>> BEGIN RECORDS SUPPLIED

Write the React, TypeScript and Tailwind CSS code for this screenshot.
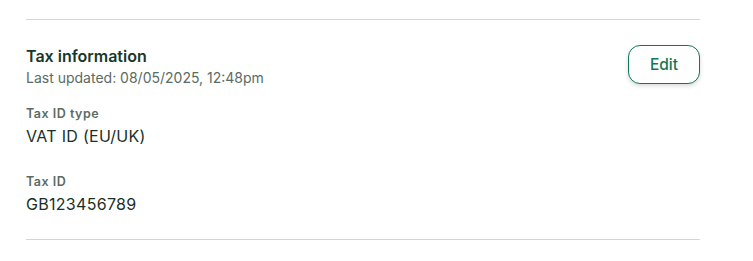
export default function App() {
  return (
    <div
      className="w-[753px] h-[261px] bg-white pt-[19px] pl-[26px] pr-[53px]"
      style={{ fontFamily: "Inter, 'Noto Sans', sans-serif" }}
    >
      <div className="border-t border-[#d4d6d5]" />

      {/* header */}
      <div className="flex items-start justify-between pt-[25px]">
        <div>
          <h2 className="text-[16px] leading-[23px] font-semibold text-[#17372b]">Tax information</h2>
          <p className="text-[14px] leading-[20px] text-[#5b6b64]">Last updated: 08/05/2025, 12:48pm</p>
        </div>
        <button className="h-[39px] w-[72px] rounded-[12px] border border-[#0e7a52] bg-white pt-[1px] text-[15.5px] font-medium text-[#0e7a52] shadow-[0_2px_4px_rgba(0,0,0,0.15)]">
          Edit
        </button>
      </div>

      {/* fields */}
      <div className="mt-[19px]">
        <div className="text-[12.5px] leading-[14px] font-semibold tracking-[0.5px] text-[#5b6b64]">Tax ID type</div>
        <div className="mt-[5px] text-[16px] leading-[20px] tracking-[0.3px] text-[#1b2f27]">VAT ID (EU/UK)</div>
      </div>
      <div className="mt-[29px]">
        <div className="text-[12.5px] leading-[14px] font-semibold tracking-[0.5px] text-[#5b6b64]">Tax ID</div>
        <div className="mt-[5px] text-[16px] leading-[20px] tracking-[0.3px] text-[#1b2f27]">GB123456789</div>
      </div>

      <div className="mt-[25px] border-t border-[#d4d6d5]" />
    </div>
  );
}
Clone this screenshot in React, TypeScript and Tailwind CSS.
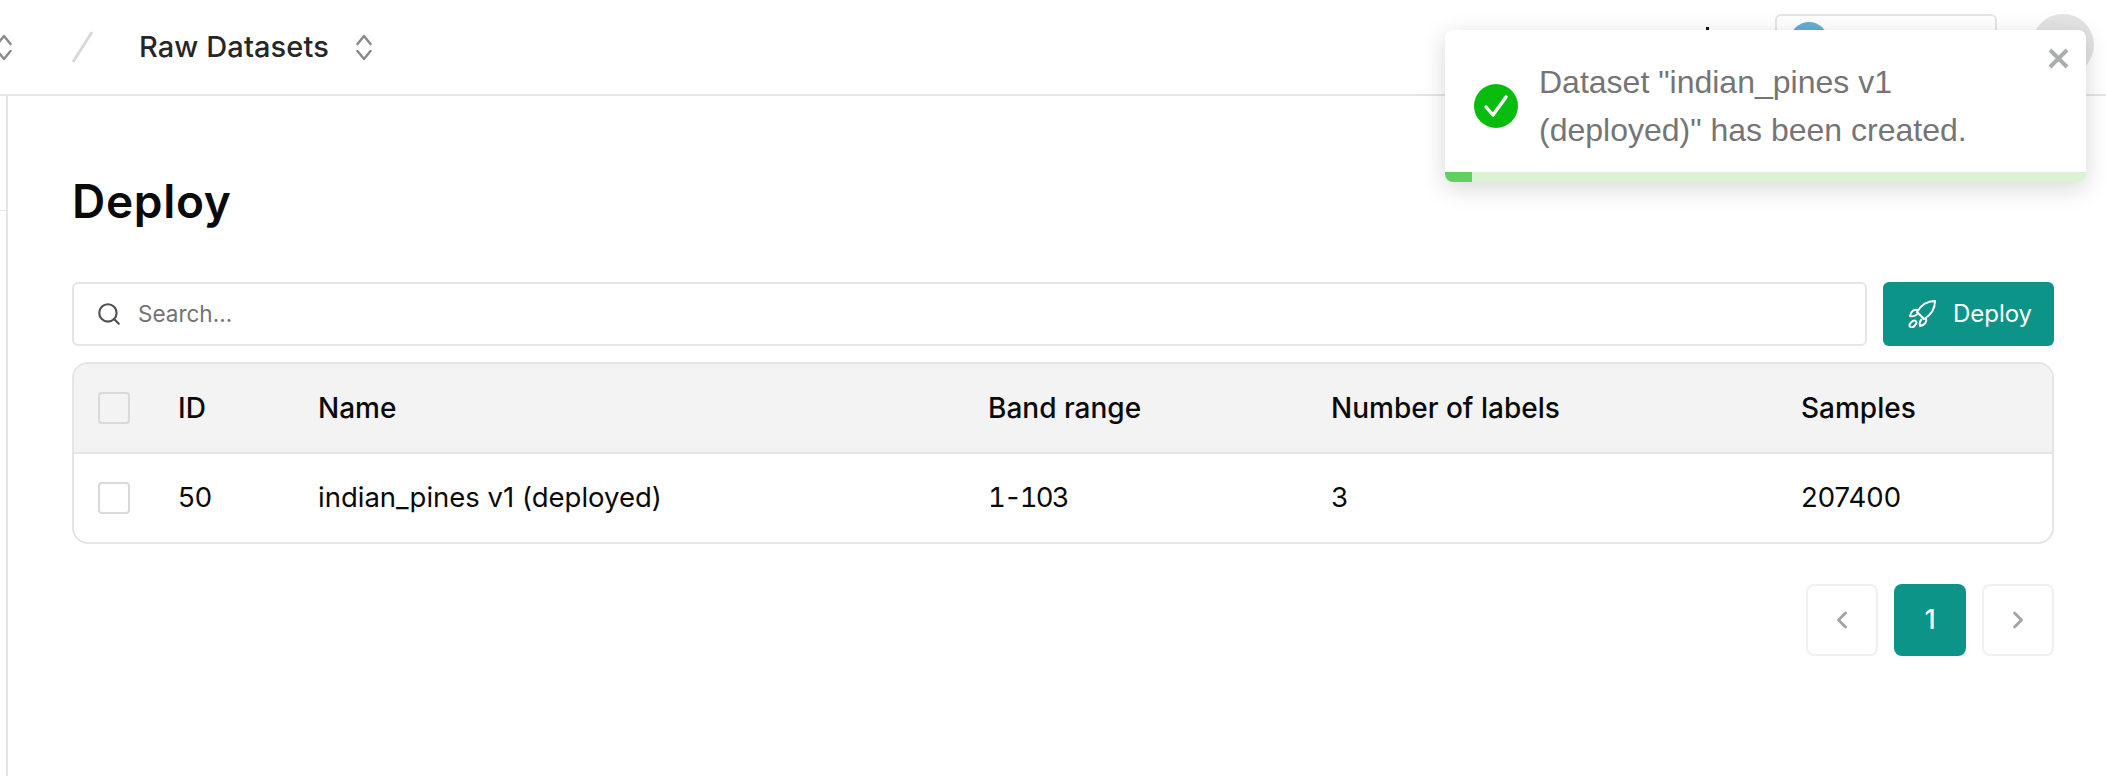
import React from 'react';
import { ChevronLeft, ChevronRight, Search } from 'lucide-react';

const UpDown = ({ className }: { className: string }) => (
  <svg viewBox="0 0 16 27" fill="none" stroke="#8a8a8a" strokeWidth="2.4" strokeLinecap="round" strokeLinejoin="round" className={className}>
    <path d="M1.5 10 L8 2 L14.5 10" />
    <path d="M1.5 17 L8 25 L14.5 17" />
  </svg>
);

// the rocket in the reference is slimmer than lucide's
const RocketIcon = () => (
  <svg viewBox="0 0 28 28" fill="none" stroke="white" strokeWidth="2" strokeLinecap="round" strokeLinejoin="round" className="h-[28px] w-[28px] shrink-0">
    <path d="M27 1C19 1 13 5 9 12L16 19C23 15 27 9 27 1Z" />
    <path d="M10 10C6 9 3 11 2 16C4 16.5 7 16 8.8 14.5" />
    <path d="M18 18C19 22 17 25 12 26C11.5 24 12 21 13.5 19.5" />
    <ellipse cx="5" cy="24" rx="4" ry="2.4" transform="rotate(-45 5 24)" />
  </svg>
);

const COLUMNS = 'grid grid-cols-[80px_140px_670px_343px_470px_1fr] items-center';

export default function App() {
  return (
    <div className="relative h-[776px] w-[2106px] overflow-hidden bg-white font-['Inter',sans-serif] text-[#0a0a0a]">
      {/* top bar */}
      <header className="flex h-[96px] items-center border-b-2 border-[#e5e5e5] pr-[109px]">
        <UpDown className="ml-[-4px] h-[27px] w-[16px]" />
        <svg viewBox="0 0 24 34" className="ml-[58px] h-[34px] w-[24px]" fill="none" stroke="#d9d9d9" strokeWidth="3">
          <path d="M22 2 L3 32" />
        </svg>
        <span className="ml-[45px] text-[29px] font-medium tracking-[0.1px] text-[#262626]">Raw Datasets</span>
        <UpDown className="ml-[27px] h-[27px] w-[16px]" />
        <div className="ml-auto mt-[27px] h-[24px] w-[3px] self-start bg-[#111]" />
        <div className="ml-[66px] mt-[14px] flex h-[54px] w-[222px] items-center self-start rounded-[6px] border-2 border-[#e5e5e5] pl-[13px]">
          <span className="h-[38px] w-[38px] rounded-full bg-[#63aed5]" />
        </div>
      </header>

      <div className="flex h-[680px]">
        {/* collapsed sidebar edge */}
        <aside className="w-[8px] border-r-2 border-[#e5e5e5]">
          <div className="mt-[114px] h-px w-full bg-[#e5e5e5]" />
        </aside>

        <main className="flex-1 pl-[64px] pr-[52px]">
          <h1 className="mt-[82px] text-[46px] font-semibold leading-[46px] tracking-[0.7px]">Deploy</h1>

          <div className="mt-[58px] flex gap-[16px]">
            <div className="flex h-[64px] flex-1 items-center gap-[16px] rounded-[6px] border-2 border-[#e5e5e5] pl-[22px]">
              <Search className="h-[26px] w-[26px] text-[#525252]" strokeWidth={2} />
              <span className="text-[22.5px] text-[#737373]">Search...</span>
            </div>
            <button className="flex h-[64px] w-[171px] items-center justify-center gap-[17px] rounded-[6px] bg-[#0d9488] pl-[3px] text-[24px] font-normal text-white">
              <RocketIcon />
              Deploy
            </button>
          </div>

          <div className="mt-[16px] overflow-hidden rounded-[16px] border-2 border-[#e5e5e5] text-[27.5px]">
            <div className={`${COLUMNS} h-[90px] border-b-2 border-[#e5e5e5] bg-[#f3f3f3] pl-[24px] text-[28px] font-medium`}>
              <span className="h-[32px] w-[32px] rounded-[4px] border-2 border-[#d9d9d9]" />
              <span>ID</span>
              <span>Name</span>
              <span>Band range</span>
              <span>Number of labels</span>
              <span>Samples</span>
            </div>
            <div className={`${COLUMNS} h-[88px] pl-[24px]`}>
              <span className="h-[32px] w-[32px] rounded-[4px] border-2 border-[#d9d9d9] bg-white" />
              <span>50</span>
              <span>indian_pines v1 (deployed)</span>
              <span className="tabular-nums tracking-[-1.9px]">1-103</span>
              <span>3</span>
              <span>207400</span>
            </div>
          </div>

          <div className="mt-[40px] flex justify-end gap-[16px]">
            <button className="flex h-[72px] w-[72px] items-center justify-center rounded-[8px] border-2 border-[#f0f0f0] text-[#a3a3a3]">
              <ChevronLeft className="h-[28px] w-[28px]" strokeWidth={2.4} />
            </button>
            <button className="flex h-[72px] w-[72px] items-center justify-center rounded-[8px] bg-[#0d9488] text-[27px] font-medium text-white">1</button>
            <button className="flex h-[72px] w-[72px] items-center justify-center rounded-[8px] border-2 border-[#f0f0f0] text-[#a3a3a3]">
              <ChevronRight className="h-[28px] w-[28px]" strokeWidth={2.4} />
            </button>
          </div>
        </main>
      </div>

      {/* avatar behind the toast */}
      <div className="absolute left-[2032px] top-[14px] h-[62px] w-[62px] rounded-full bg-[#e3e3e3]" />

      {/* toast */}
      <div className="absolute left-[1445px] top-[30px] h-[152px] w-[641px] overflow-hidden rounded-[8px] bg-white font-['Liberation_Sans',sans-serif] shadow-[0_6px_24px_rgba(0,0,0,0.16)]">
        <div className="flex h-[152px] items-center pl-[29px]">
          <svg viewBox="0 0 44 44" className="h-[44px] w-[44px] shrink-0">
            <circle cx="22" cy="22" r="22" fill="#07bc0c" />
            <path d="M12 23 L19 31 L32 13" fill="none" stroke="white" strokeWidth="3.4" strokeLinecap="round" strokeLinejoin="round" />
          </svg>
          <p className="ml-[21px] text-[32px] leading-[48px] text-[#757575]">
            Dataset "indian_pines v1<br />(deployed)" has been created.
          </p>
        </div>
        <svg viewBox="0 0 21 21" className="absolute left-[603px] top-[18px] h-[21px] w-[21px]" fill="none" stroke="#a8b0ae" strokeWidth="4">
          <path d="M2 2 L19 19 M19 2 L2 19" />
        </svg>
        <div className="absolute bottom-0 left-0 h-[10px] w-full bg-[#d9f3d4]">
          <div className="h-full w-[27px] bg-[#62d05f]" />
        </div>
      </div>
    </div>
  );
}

>> END RECORDS SUPPLIED

*AIM OF THE EXERCISE*
Which lines above contain the word "TypeScript"? Copy each of them.

*FINAL RESULT*
Write the React, TypeScript and Tailwind CSS code for this screenshot.
Clone this screenshot in React, TypeScript and Tailwind CSS.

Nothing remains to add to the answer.